Case Details
- Citation: [2015] SGHC 14
- Title: Alvin Nicholas Nathan v Raffles Assets (Singapore) Pte Ltd
- Court: High Court of the Republic of Singapore
- Date of Decision: 20 January 2015
- Case Number: Originating Summons No 91 of 2012
- Coram: Choo Han Teck J
- Plaintiff/Applicant: Alvin Nicholas Nathan
- Defendant/Respondent: Raffles Assets (Singapore) Pte Ltd
- Legal Area(s): Damages – Assessment; Landlord and Tenant – Agreement for leases
- Procedural Note: The appeal to this decision in Civil Appeal No 40 of 2015 was dismissed by the Court of Appeal on 1 February 2016. See [2016] SGCA 18.

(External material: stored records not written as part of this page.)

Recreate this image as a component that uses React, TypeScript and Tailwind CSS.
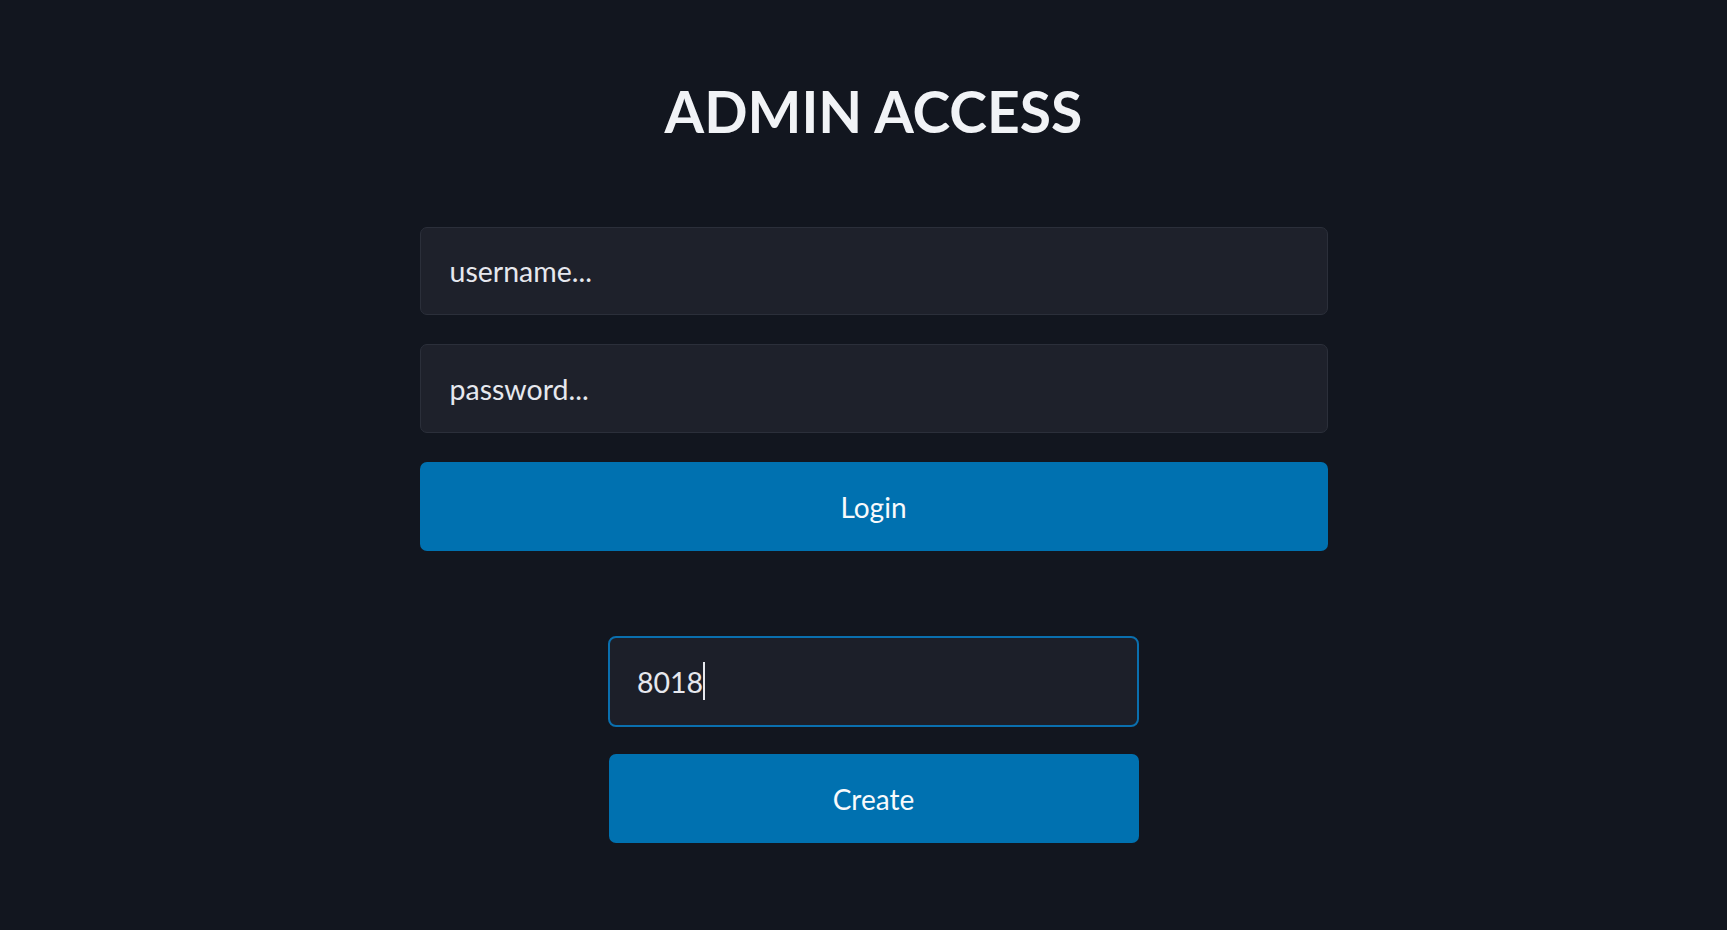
import { useEffect, useRef } from "react";

function App() {
  const codeRef = useRef<HTMLInputElement>(null);

  useEffect(() => {
    const el = codeRef.current;
    if (el) {
      el.focus();
      el.setSelectionRange(4, 4);
    }
  }, []);

  return (
    <main className="min-h-screen w-full bg-[#12161f] pl-[20px] font-['Lato',sans-serif] flex flex-col items-center">
      <h1 className="mt-[82px] text-[57px] leading-[58px] font-bold text-[#f1f3f6]">
        ADMIN ACCESS
      </h1>

      <form
        className="mt-[87px] w-[908px] flex flex-col gap-[29px]"
        onSubmit={(e) => e.preventDefault()}
      >
        <input
          type="text"
          placeholder="username..."
          className="h-[88px] w-full rounded-[7px] border border-[#2b2f3a] bg-[#1e212b] pl-[29px] text-[28.5px] text-[#e6e8ee] placeholder:text-[#e6e8ee] outline-none"
        />
        <input
          type="password"
          placeholder="password..."
          className="h-[89px] w-full rounded-[7px] border border-[#2b2f3a] bg-[#1e212b] pl-[29px] text-[28.5px] text-[#e6e8ee] placeholder:text-[#e6e8ee] outline-none"
        />
        <button
          type="submit"
          className="h-[89px] w-full rounded-[7px] bg-[#0071b0] text-[28px] text-[#f8fafc]"
        >
          Login
        </button>
      </form>

      <div className="mt-[85px] flex flex-col items-center gap-[27px]">
        <div className="relative">
          <input
            ref={codeRef}
            type="text"
            defaultValue="8018"
            className="h-[91px] w-[531px] rounded-[8px] border-2 border-[#0a6fae] bg-[#1c1f29] pl-[27px] text-[28.5px] text-[#e6e8ee] caret-transparent outline-none"
          />
          {/* caret drawn by hand so it shows in the still */}
          <span className="absolute left-[95px] top-[26px] h-[38px] w-[1.5px] bg-[#e6e8ee]" />
        </div>
        <button
          type="button"
          className="h-[89px] w-[530px] rounded-[7px] bg-[#0071b0] text-[28px] text-[#f8fafc]"
        >
          Create
        </button>
      </div>
    </main>
  );
}

export default App;
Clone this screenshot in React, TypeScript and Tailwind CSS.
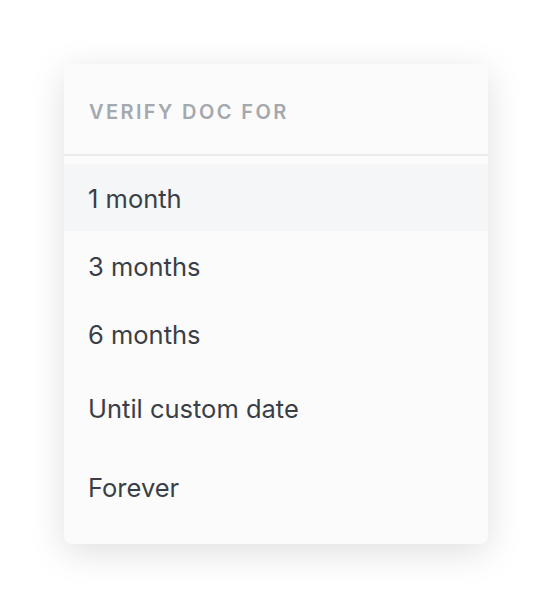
import React from "react";

const items = [
  { label: "1 month", h: "h-[67px]", active: true },
  { label: "3 months", h: "h-[70px]", active: false },
  { label: "6 months", h: "h-[66px]", active: false },
  { label: "Until custom date", h: "h-[82px]", active: false },
  { label: "Forever", h: "h-[76px]", active: false },
];

export default function App() {
  return (
    <div
      className="w-[552px] h-[608px] bg-white pt-[64px] pl-[64px]"
      style={{ fontFamily: "Inter, 'Noto Sans', sans-serif" }}
    >
      <div className="w-[424px] h-[480px] rounded-[8px] bg-[#fbfbfb] shadow-[0_8px_36px_rgba(0,0,0,0.13)] overflow-hidden flex flex-col">
        <div className="h-[92px] flex items-center pl-[25px] pt-[6px] border-b-2 border-[#ececed]">
          <span className="text-[20px] font-semibold tracking-[0.12em] text-[#a4a8af] leading-none">
            VERIFY DOC FOR
          </span>
        </div>
        <div className="pt-[8px] flex flex-col">
          {items.map((it) => (
            <div
              key={it.label}
              className={`${it.h} flex items-center pl-[24px] pt-[2px] ${it.active ? "bg-[#f5f6f8]" : ""}`}
            >
              <span className="text-[25.5px] text-[#3a3f47] leading-none">{it.label}</span>
            </div>
          ))}
        </div>
      </div>
    </div>
  );
}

- Counsel for Plaintiff: Goh Aik Leng Mark, Lim Lian Fang Pearl and Aaron Nathan (Instructing Counsel) (MG Chambers LLC)
- Counsel for Defendant: Sim Bock Eng, Quek Kian Teck and Jasmine Chan (WongPartnership LLP)
- Judgment Length: 4 pages, 2,129 words
- Cases Cited (as provided): [2015] SGHC 14; [2016] SGCA 18
Summary
In Alvin Nicholas Nathan v Raffles Assets (Singapore) Pte Ltd ([2015] SGHC 14), the High Court addressed the assessment of damages arising from a landlord’s premature termination of a fixed-term lease. The plaintiff, a sole proprietor running a business from the leased premises at 51 Merchant Road, Merchant Square, claimed substantial losses after the defendant (the assignee of the lease) terminated the lease on the basis of a contractual termination clause contained in the original lease agreement.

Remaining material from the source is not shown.